In regard to all these objections, it is to be farther observed, that they severally assume as unquestionable that the above cited acts of 1839 and 1841 were intended by congress, to embrace suits in admiralty, as well as those at common law. But the supreme court may have thought otherwise. The acts of congress abolish imprisonment for debt on process issuing from a court of the United States, where it is forbidden by the state law. But there are no state courts of admiralty, and no admiralty process, therefore, to which the state laws, proprio vigore, apply.

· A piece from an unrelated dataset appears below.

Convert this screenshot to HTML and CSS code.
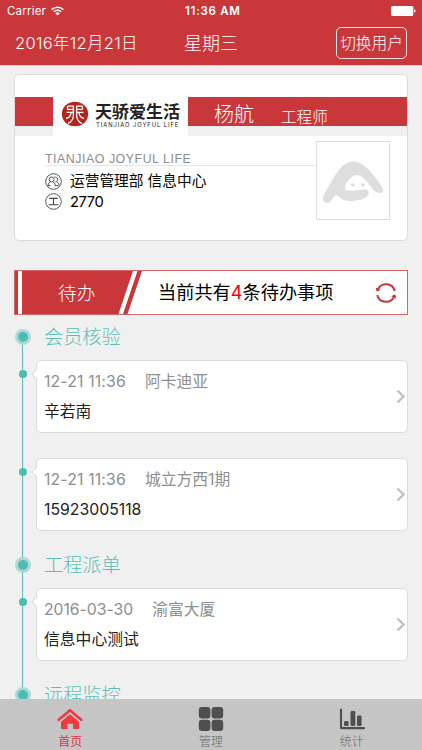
FILE: index.html
```html
<!DOCTYPE html>
<html lang="zh-CN">
<head>
<meta charset="utf-8">
<meta name="viewport" content="width=device-width, initial-scale=1">
<title>首页</title>
<link rel="stylesheet" href="styles.css">
</head>
<body>
<div class="app">
  <header class="header">
    <div class="status">
      <span class="carrier">Carrier</span>
      <svg class="wifi" width="13" height="10" viewBox="0 0 13 10" fill="none" stroke="#fff" stroke-width="1.6"><path d="M.7 3.6a8.3 8.3 0 0 1 11.6 0M2.8 5.8a5.3 5.3 0 0 1 7.4 0"/><path d="M4.3 7.3a3.1 3.1 0 0 1 4.4 0L6.5 9.6z" fill="#fff" stroke="none"/></svg>
      <span class="clock">11:36 AM</span>
      <svg class="battery" width="25" height="10" viewBox="0 0 25 10" fill="#fff"><rect width="22.3" height="10" rx="1.5"/><path d="M23.1 3.3q1.5.3 1.5 1.7t-1.5 1.7z"/></svg>
    </div>
    <div class="nav">
      <span class="date">2016年12月21日</span>
      <span class="weekday">星期三</span>
      <button class="switch">切换用户</button>
    </div>
  </header>

  <main class="content">
    <section class="profile">
      <div class="band">
        <div class="logo">
          <svg width="28" height="26" viewBox="0 0 28 26"><ellipse cx="14" cy="13" rx="13.2" ry="12.2" fill="#b3241f"/><g fill="none" stroke="#fff" stroke-width="1.3"><path d="M6.500 5.200h5.900v8.800q0 6-5.400 8.500M21.500 5.200h-5.900v8.800q0 6 5.400 8.500M6 8.300h6M16 8.300h6M5.500 11.400h6.500M16 11.400h6.500M6.500 5.200v2.500M21.500 5.200v2.500M10 12q-.5 4.500-5 5.500M18 12q.5 4.500 5 5.500"/></g></svg>
          <div class="brand"><b>天骄爱生活</b><small>TIANJIAO JOYFUL LIFE</small></div>
        </div>
        <span class="name">杨航</span>
        <span class="role">工程师</span>
      </div>
      <div class="details">
        <div class="info">
          <div class="motto">TIANJIAO JOYFUL LIFE</div>
          <div class="row">
            <svg width="17" height="17" viewBox="0 0 17 17" fill="none" stroke="#444" stroke-width=".9"><circle cx="8.500" cy="8.500" r="7.800"/><circle cx="6.600" cy="6.400" r="2.500"/><path d="M2.800 13q.2-3.200 2.600-4.300M7.800 8.700q2.400 1 2.800 4.600M9.300 4.300a2.400 2.400 0 1 1 .9 4.600M11.500 8.700q2.600 1 2.700 3.600M3 12.600h2.500M10.600 12.600h3"/></svg>
            <span>运营管理部 信息中心</span>
          </div>
          <div class="row">
            <svg width="17" height="17" viewBox="0 0 17 17" fill="none" stroke="#444"><circle cx="8.500" cy="8.500" r="7.800" stroke-width=".9"/><path d="M4.200 5.400h8.600M8.500 5.400v6.300M3.700 11.700h9.600" stroke-width="1.100"/></svg>
            <span class="num">2770</span>
          </div>
        </div>
        <div class="avatar">
          <svg width="62" height="44" viewBox="0 0 62 44"><path d="M1.200 35.500C7 24 15 10 21 4.500Q32-3.500 42 4.500C49 10 55 18 60.600 27Q62.500 31.500 58 32Q54.500 32.500 51 28.500C47 23 43 17.500 38.500 15Q34 12.500 29.500 16Q24.500 20.500 23 26Q22 29.500 27 29.500Q36 30 42 28.500Q47.500 28 46.500 33Q45 38 34 39.500Q22 41.500 17.500 36Q15 33.500 13.500 34.500Q10.500 37 9 40Q6 43.500 2.500 41Q-.5 39 1.200 35.500Z" fill="#dfdddf"/><ellipse cx="31" cy="24" rx="2" ry="1.800" fill="#dfdddf"/><ellipse cx="41" cy="24" rx="2" ry="1.800" fill="#dfdddf"/></svg>
        </div>
      </div>
    </section>

    <section class="todo">
      <svg class="ribbon" width="128" height="43" viewBox="0 0 128 43"><path d="M0 0h3v43H0zM7 0h111L103.500 43H7zM122.500 0h4.500L112.500 43H108z" fill="#c9373b"/></svg>
      <span class="todo-label">待办</span>
      <span class="todo-text">当前共有<em>4</em>条待办事项</span>
      <svg class="refresh" width="22" height="22" viewBox="0 0 22 22"><g fill="none" stroke="#c4383c" stroke-width="2"><path d="M2.600 8.200a9 9 0 0 1 17.200.8M19.400 13.800a9 9 0 0 1-17.200-.8"/></g><path d="M.7 5.400l1 4.400 4-2zM21.300 16.600l-1-4.400-4 2z" fill="#c4383c"/></svg>
    </section>

    <section class="timeline">
      <h2 class="group">会员核验</h2>
      <article class="task"><p class="meta"><time>12-21 11:36</time><span>阿卡迪亚</span></p><p class="title">辛若南</p><svg class="chevron" width="10" height="15" viewBox="0 0 10 15"><path d="M1.500 1.500l6 6-6 6"/></svg></article>
      <article class="task"><p class="meta"><time>12-21 11:36</time><span>城立方西1期</span></p><p class="title num">15923005118</p><svg class="chevron" width="10" height="15" viewBox="0 0 10 15"><path d="M1.500 1.500l6 6-6 6"/></svg></article>
      <h2 class="group">工程派单</h2>
      <article class="task"><p class="meta"><time class="full">2016-03-30</time><span>渝富大厦</span></p><p class="title">信息中心测试</p><svg class="chevron" width="10" height="15" viewBox="0 0 10 15"><path d="M1.500 1.500l6 6-6 6"/></svg></article>
      <h2 class="group">远程监控</h2>
    </section>
  </main>

  <nav class="tabs">
    <a class="tab active"><svg width="26" height="24" viewBox="0 0 26 24"><path d="M1.800 12.800L13 3.200l11.200 9.600" fill="none" stroke="#ee3a40" stroke-width="2.600" stroke-linecap="round" stroke-linejoin="round"/><path d="M13 7.300l9 7.500v6.400q0 .8-.8.800H16v-5.200h-5.500V22H4.800q-.8 0-.8-.8v-6.400z" fill="#ee3a40"/></svg><span>首页</span></a>
    <a class="tab"><svg width="26" height="24" viewBox="0 0 26 24" fill="#4f4f4f"><rect x=".8" width="11.600" height="11.400" rx="3"/><rect x="13.600" width="11.600" height="11.400" rx="3"/><rect x=".8" y="12.700" width="11.600" height="11.300" rx="3"/><rect x="13.600" y="12.700" width="11.600" height="11.300" rx="3"/></svg><span>管理</span></a>
    <a class="tab"><svg width="26" height="24" viewBox="0 0 26 24" fill="#4f4f4f"><path d="M2 2.600v18.500h23" fill="none" stroke="#4f4f4f" stroke-width="2.100" stroke-linecap="round" stroke-linejoin="round"/><rect x="5" y="14" width="4.600" height="5" rx="1.200"/><rect x="11.500" y="4" width="4.800" height="15" rx="1.200"/><rect x="18" y="8.600" width="4.600" height="10.400" rx="1.200"/></svg><span>统计</span></a>
  </nav>
</div>
</body>
</html>
```

FILE: styles.css
```css
*, *::before, *::after { box-sizing: border-box; margin: 0; padding: 0; }
body {
  font-family: Inter, "Noto Sans CJK SC", sans-serif;
  background: #f0f0f0;
  color: #000;
}
svg { display: block; flex: none; }
.app { height: 750px; display: flex; flex-direction: column; overflow: hidden; }

.header { height: 66px; flex: none; background: #c9373b; border-bottom: 1px solid #f5c9cb; color: #fff; }
.status { height: 21px; padding: 0 6px 0 7px; display: grid; grid-template-columns: 44px 134px auto 1fr; align-items: center; font-size: 11.5px; line-height: 22px; }
.carrier { letter-spacing: .2px; }
.clock { font-weight: 600; letter-spacing: .7px; }
.battery { justify-self: end; }
.nav { height: 44px; padding: 0 15px; display: grid; grid-template-columns: 169px 1fr 71px; align-items: center; font-weight: 300; }
.date { margin-top: -2px; font-size: 16.5px; letter-spacing: .3px; }
.weekday { margin-top: -2px; font-size: 18px; }
.switch { height: 32px; padding-top: 1px; border: 1px solid #fbe0e1; border-radius: 5px; background: none; color: #fff; font: inherit; font-size: 15.7px; line-height: 29px; }

.content { flex: 1; min-height: 0; padding: 8px 14px 0; }
.profile { height: 167px; background: #fff; border: 1px solid #dcdcdc; border-radius: 5px; padding-top: 22px; }
.band { height: 39px; display: flex; align-items: flex-start; background: linear-gradient(#c9373b 29px, #f0f0f0 29px); color: #fff; line-height: 36px; }
.logo { width: 135px; height: 39px; margin-left: 38px; padding: 4px 0 0 8px; display: flex; background: #fff; color: #222; }
.brand { padding: 2px 0 0 6px; display: flex; flex-direction: column; white-space: nowrap; }
.brand b { font-size: 17px; line-height: 19px; font-weight: 700; }
.brand small { padding-left: 1px; font-size: 5.8px; line-height: 6px; letter-spacing: .95px; }
.name { margin-left: 26px; font-size: 20px; font-weight: 300; }
.role { margin-left: 27px; font-size: 15.6px; font-weight: 300; line-height: 41px; }
.details { height: 83px; padding: 5px 17px 0 30px; display: flex; }
.info { width: 271px; padding-top: 11px; }
.motto { height: 14px; margin-bottom: 5px; border-bottom: 1px solid #e5e5e5; color: #8d8d8d; font: 12.4px/15px "Liberation Sans", sans-serif; letter-spacing: .52px; white-space: nowrap; }
.row { height: 20.5px; display: flex; align-items: center; gap: 8px; font-size: 14.7px; line-height: 20px; white-space: nowrap; }
.row .num { letter-spacing: -.4px; }
.avatar { width: 74px; height: 79px; border: 1px solid #ddd; background: #fff; padding: 19px 0 0 5px; }

.todo { height: 45px; margin-top: 29px; display: grid; grid-template-columns: 43px 100px 1fr 32px; align-items: center; border: 1px solid #d4696c; background: #fff; position: relative; }
.ribbon { position: absolute; left: 0; top: 0; }
.todo-label { grid-column: 2; margin-top: -3px; position: relative; color: #fff; font-size: 18.7px; font-weight: 300; }
.todo-text { margin-top: -3px; font-size: 18.2px; white-space: nowrap; }
.todo-text em { font-style: normal; color: #f00; }

.timeline { position: relative; padding-left: 22px; }
.timeline::before { content: ""; position: absolute; left: 8px; top: 22px; width: 1px; height: 370px; background: #5bbfb8; }
.group { height: 45px; padding-left: 8px; position: relative; color: #5bbfb8; font-size: 19.2px; line-height: 45px; font-weight: 300; }
.group::before { content: ""; position: absolute; left: -21.5px; top: 13.5px; width: 16px; height: 16px; border: 3.5px solid #add9d7; border-radius: 50%; background: #50bab4; }
.task { height: 72.5px; margin-bottom: 25.5px; padding: 9px 7px; position: relative; background: #fff; border: 1px solid #dcdcdc; border-radius: 5px; }
.task + .group { margin-top: -13px; }
.task::before { content: ""; position: absolute; left: -18.5px; top: 9px; width: 8px; height: 8px; border-radius: 50%; background: #50bab4; }
.task::after { content: ""; position: absolute; left: -4.5px; top: 9px; width: 8px; height: 8px; background: #fff; border: 1px solid #dcdcdc; border-width: 0 0 1px 1px; transform: rotate(45deg); }
.meta { display: flex; gap: 19px; color: #8e8e8e; font-size: 15.8px; line-height: 23px; }
.meta time { letter-spacing: .15px; }
.meta .full { letter-spacing: -.05px; }
.title { margin-top: 7px; color: #222; font-size: 15.8px; line-height: 23px; }
.title.num { letter-spacing: 0; }
.chevron { position: absolute; right: 1.5px; top: 28px; fill: none; stroke: #bfbfbf; stroke-width: 2.3; }

.tabs { height: 51px; flex: none; display: grid; grid-template-columns: repeat(3, 1fr); background: #c5c5c5; position: relative; }
.tab { padding-top: 8px; display: flex; flex-direction: column; align-items: center; color: #666; font-size: 12px; font-weight: 300; line-height: 21px; }
.tab.active { color: #d8393d; font-weight: 400; }
```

Perhaps, however, the most probable supposition is, that the supreme court, whatever it might suppose to be the true construction of the acts of 1839 and 1841, believing itself fully warranted by the subsequent act of 1842, even to restore to suitors in the admiralty, if in truth it had been abrogated, the right to all the customary and long established forms of process, was of opinion that the abolition of the process of arrest, and along with it, of those securities exacted and enforced by means of it, so conducive to the effectual and speedy enforcement of justice, would be unwise and inadmissible. But whatever views of the subject may have governed the supreme court, in the adoption and promulgation of the rules in question, I consider it to be my duty to give effect to them, until I shall be otherwise instructed by that court. The motion for the discharge of the defendant is, therefore, denied.